The sell-off in US Treasuries reflects growing concerns about America's fiscal position and, crucially, about the long-term role of the US dollar as the world's reserve currency. If Trump's policies accelerate the move away from dollar hegemony, the consequences could be profound.
To put this into perspective: The US government now spends 16% of federal outlays just servicing existing debt - more than the entire defense budget. That percentage rises with every basis point increase in yields. For investors, this regime change means rethinking the entire concept of "risk-free" in your portfolio. US Treasury volatility is now higher than many equity indices - which turns modern portfolio theory on its head.

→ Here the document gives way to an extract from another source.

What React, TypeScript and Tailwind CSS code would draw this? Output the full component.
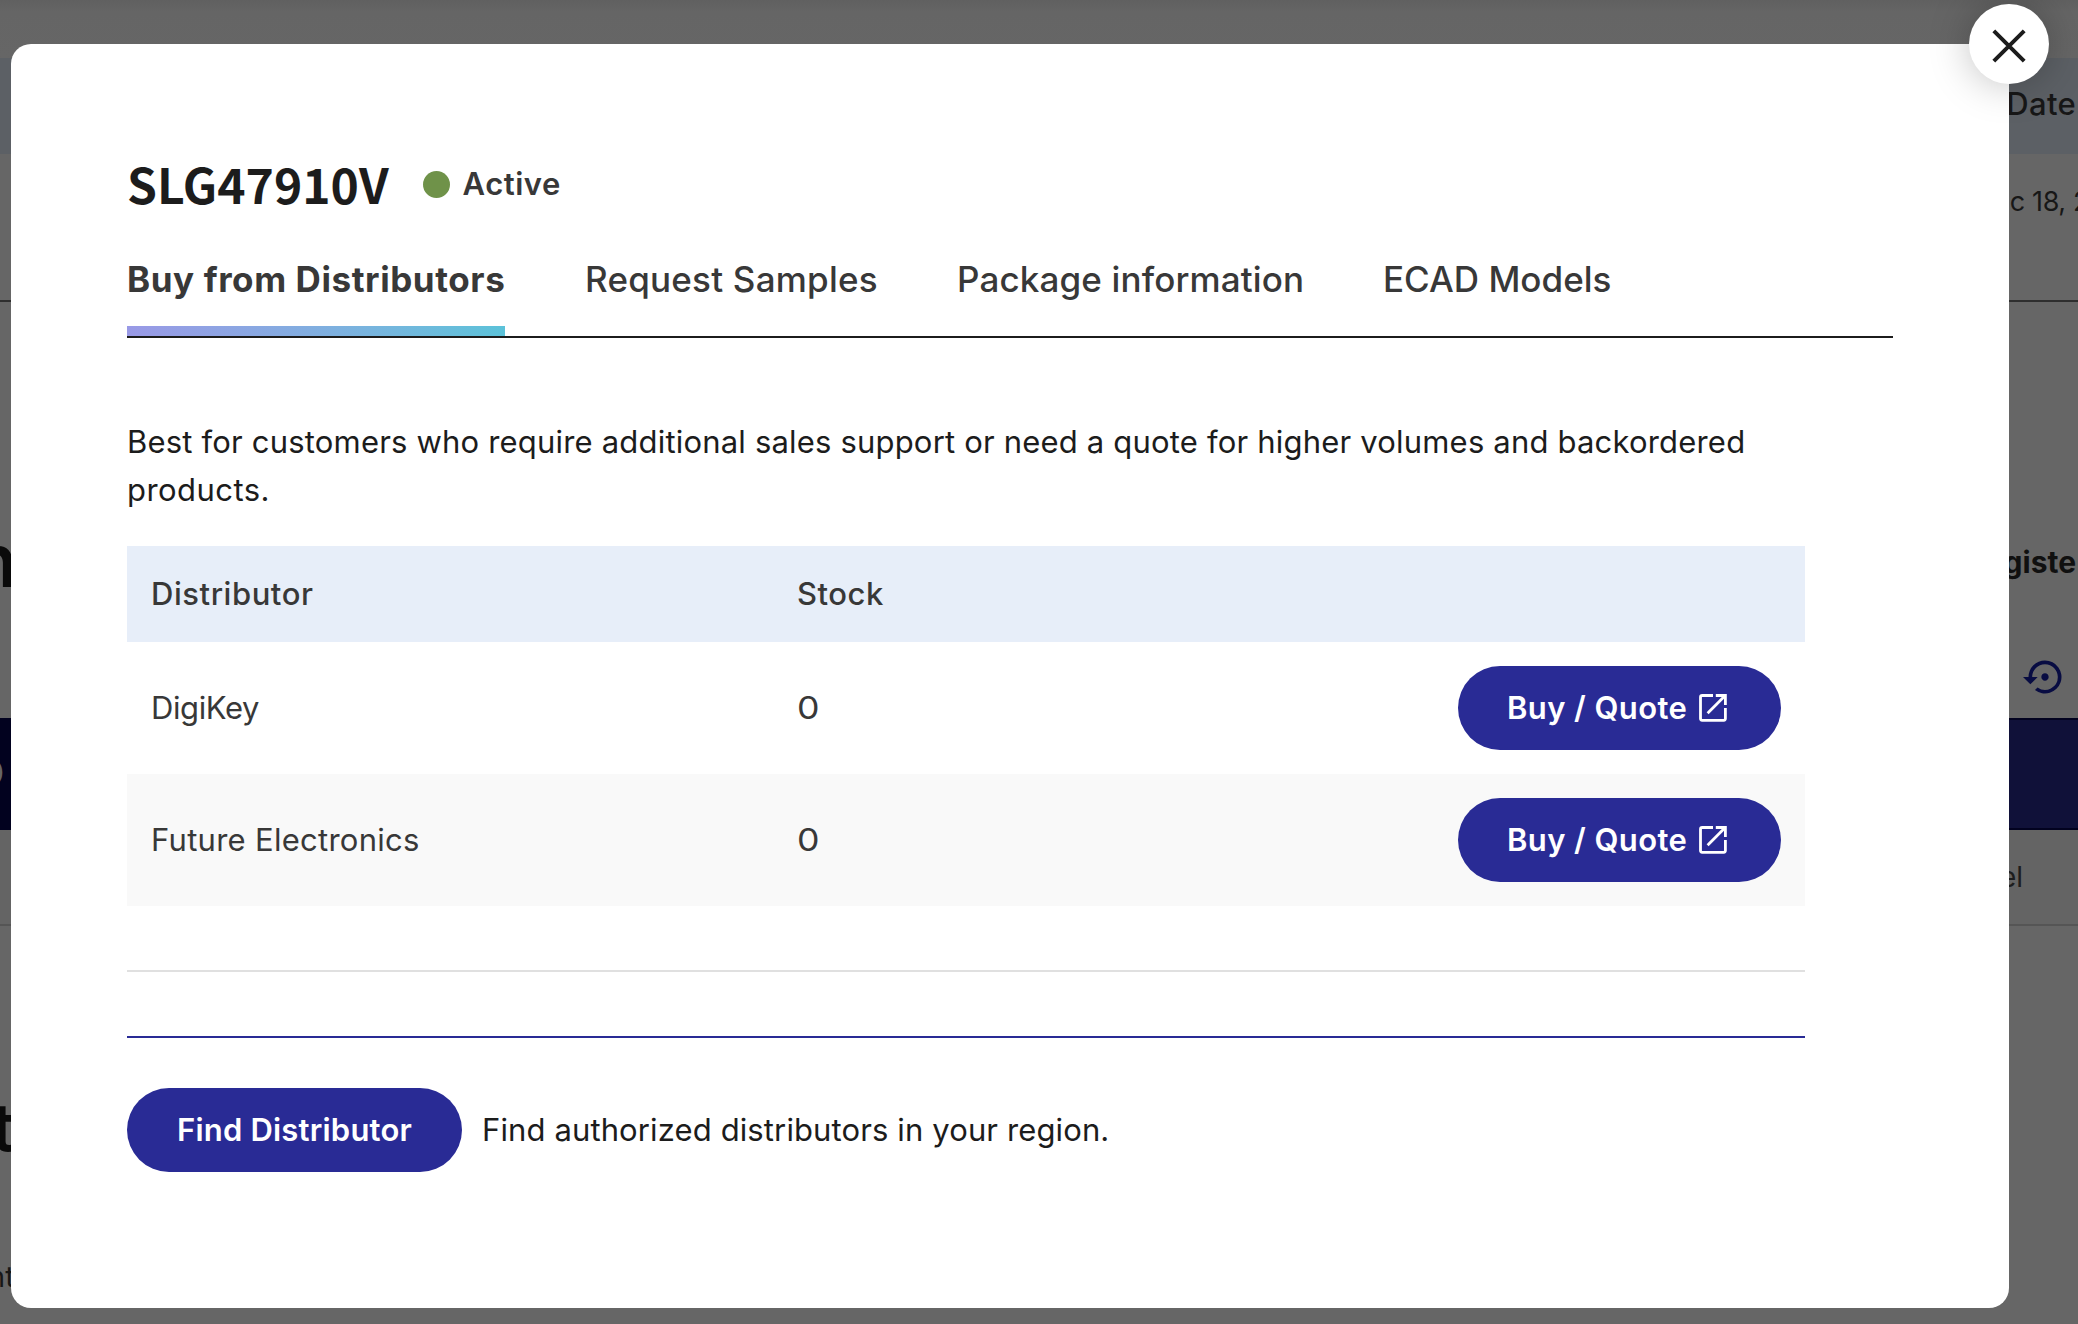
import React from "react";
import { MdSettingsBackupRestore } from "react-icons/md";

const distributors = [
  { name: "DigiKey", stock: 0, tracking: "tracking-[-0.4px]", row: "bg-white" },
  { name: "Future Electronics", stock: 0, tracking: "tracking-[0.28px]", row: "bg-[#f9f9f9]" },
];

const tabs = [
  { label: "Buy from Distributors", style: "font-bold tracking-[0.58px] w-[378px]", active: true },
  { label: "Request Samples", style: "font-medium tracking-[0.22px] w-[292px]", active: false },
  { label: "Package information", style: "font-medium tracking-[0.14px] w-[346px]", active: false },
  { label: "ECAD Models", style: "font-medium w-[230px]", active: false },
];

function ExternalLinkIcon() {
  return (
    <svg width="28" height="28" viewBox="0 0 28 28" fill="none" className="ml-[12px] shrink-0" stroke="currentColor" strokeWidth="2.8">
      <path d="M14 1.5H3.2Q1.5 1.5 1.5 3.2V24.6Q1.5 26.3 3.2 26.3H24.7Q26.4 26.3 26.4 24.6V14" />
      <path d="M16.8 1.5H26.4V11" />
      <path d="M8.6 19.2L26 1.8" />
    </svg>
  );
}

function BuyButton() {
  return (
    <button className="flex h-[84px] w-[323px] items-center rounded-full bg-[#292b95] pl-[49px] text-[31px] font-semibold tracking-[0.4px] text-white">
      Buy / Quote
      <ExternalLinkIcon />
    </button>
  );
}

function PageBehind() {
  return (
    <div className="flex h-full w-full flex-col overflow-hidden whitespace-nowrap">
      <div className="h-[58px] shrink-0 bg-linear-to-b from-[#606060] via-[#656565] via-20% to-[#666666]" />
      <div className="flex h-24 shrink-0 justify-end bg-[#5c6065] pr-[2px] text-[31px] leading-[40px] font-medium text-[#171717]">
        <span className="pt-[26px] tracking-[0.3px]">Date</span>
      </div>
      <div className="flex h-[148px] shrink-0 justify-end border-b-2 border-[#2e2e2e] text-[27px] text-[#171717]">
        <span className="-mr-[11px] pt-[28px] leading-[40px] tracking-[-0.4px]">c 18, 2</span>
      </div>
      <div className="flex h-[416px] shrink-0 justify-between">
        <div className="-ml-[28px] pt-[218px] text-[74px] font-semibold leading-[80px] text-[#0a0a0a]">n</div>
        <div className="flex w-[80px] flex-col">
          <span className="pt-[240px] pr-[2px] text-right text-[30px] font-bold leading-[40px] text-[#101010]">giste</span>
          <MdSettingsBackupRestore className="mt-[73px] ml-[25px] size-[44px] shrink-0 text-[#080c42]" />
        </div>
      </div>
      <div className="flex h-28 shrink-0 bg-[#02021f]">
        <span className="-ml-[26px] w-[37px] pt-[31px] text-[40px] leading-[48px] text-[#666666]">O</span>
        <div className="my-[2px] flex-1 bg-[#101139]" />
      </div>
      <div className="flex h-24 shrink-0 justify-end border-b-2 border-[#555555] bg-[#646464] text-[28px] leading-[40px] text-[#1d1d1d]">
        <span className="pt-[27px] pr-[55px]">el</span>
      </div>
      <div className="-ml-[9px] pt-[161px] text-[68px] font-semibold leading-[80px] text-[#0a0a0a]">t</div>
      <div className="-ml-[12px] pt-[90px] text-[29px] leading-[40px] text-[#171717]">nt</div>
    </div>
  );
}

export default function App() {
  return (
    <main className="relative h-[1324px] w-[2078px] overflow-hidden bg-[#666666] font-['Inter',sans-serif]">
      <PageBehind />

      <section className="absolute top-[44px] left-[11px] flex h-[1264px] w-[1998px] flex-col rounded-[20px] bg-white pt-[111px] pr-[116px] pl-[116px] text-[#1c1c1c]">
        <header className="flex h-14 items-center">
          <h1 className="font-['Noto_Sans_CJK_JP',sans-serif] text-[48px] leading-[56px] font-bold">SLG47910V</h1>
          <span className="mt-[2px] ml-[34px] size-[27px] rounded-full bg-[#6f9249]" />
          <span className="mt-[2px] ml-[13px] text-[31px] font-semibold tracking-[0.5px] text-[#383838]">Active</span>
        </header>

        <nav className="mt-11 flex gap-20 border-b-2 border-[#1c1c1c] text-[35px] leading-[48px] whitespace-nowrap text-[#383838]">
          {tabs.map((tab) => (
            <div key={tab.label} className={tab.style}>
              <div className="h-[71px]">{tab.label}</div>
              <div className={tab.active ? "h-[10px] bg-linear-to-r from-[#9999e6] to-[#5bc2d9]" : "h-[10px]"} />
            </div>
          ))}
        </nav>

        <p className="mt-20 text-[31px] leading-[48px] tracking-[0.188px] whitespace-nowrap">
          Best for customers who require additional sales support or need a quote for higher volumes and backordered
          <br />
          <span className="tracking-[0.45px]">products.</span>
        </p>

        <div className="mt-8 flex w-[1678px] flex-col text-[31px] text-[#383838]">
          <div className="grid h-24 grid-cols-[646px_1fr] items-center bg-[#e7eef9] px-6 font-medium">
            <span className="tracking-[0.55px]">Distributor</span>
            <span className="tracking-[0.5px]">Stock</span>
          </div>
          {distributors.map((d) => (
            <div key={d.name} className={`grid h-[132px] grid-cols-[646px_1fr_auto] items-center px-6 ${d.row}`}>
              <span className={d.tracking}>{d.name}</span>
              <span className="origin-left scale-x-115">{d.stock}</span>
              <BuyButton />
            </div>
          ))}
          <div className="h-[66px] border-b-2 border-[#e0e0e0]" />
          <div className="h-[66px] border-b-2 border-[#292b95]" />
        </div>

        <div className="mt-[50px] flex items-center text-[31px]">
          <button className="h-[84px] w-[335px] rounded-full bg-[#292b95] font-semibold tracking-[0.2px] text-white">
            Find Distributor
          </button>
          <span className="ml-[20px] tracking-[0.12px]">Find authorized distributors in your region.</span>
        </div>
      </section>

      <button
        aria-label="Close"
        className="absolute top-[4px] left-[1969px] flex size-20 items-center justify-center rounded-full bg-white shadow-[0_0_40px_rgba(0,0,0,0.25)]"
      >
        <svg width="34" height="34" viewBox="0 0 34 34" className="mt-[4px] -ml-px" stroke="#1c1c1c" strokeWidth="4">
          <path d="M1.8 1.8L32.2 32.2M32.2 1.8L1.8 32.2" />
        </svg>
      </button>
    </main>
  );
}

India's Position in This Trade War
Where does India stand in all this? First, let's look at the current state of Indian exports to the US:
Surprise, surprise! India's top exports to the US is actually electronics, contrary to the popular notion that it's pharmaceuticals and jewelry.
There is probably no need for India to retaliate - at some level, we are irrelevant in the overall scheme of things, and when Americans start to feel the pinch of these tariffs the impact will be large enough for Trump to reconsider and accept just about anything in exchange for a step down. It's a game of poker, and America no longer holds many of the "trump" cards.
What's The End Game Here?
- The world order is changing, but it's been changing for a while. Trump is just making it official.
- A no-tariff world would still be very inconvenient for America, so that isn't even an end-goal. At best, deals will be made to show off that America can still dominate in trade talks.
- The official shift away from easy exports to the US means a massive shift to other centers of consumption. There are very few: Europe, China, and India are the biggest.
- China will remain protectionist, and Europe has both trade and non-trade barriers. So India will also have to keep tariff hats on to prevent its industries from being overwhelmed with cheap imports.
- The biggest change will be an increased focus, by every nation, on more domestic manufacturing for their own consumption, especially in defense and critical areas.
The tectonic plates of global trade are shifting in real-time. As Deepak noted in his previous analysis, the key isn’t predicting the endpoint—it’s building portfolios resilient to multiple futures. The numbers show India emerging as a strategic hedge, not through government action but via organic market realignment. In this environment, flexibility trumps conviction.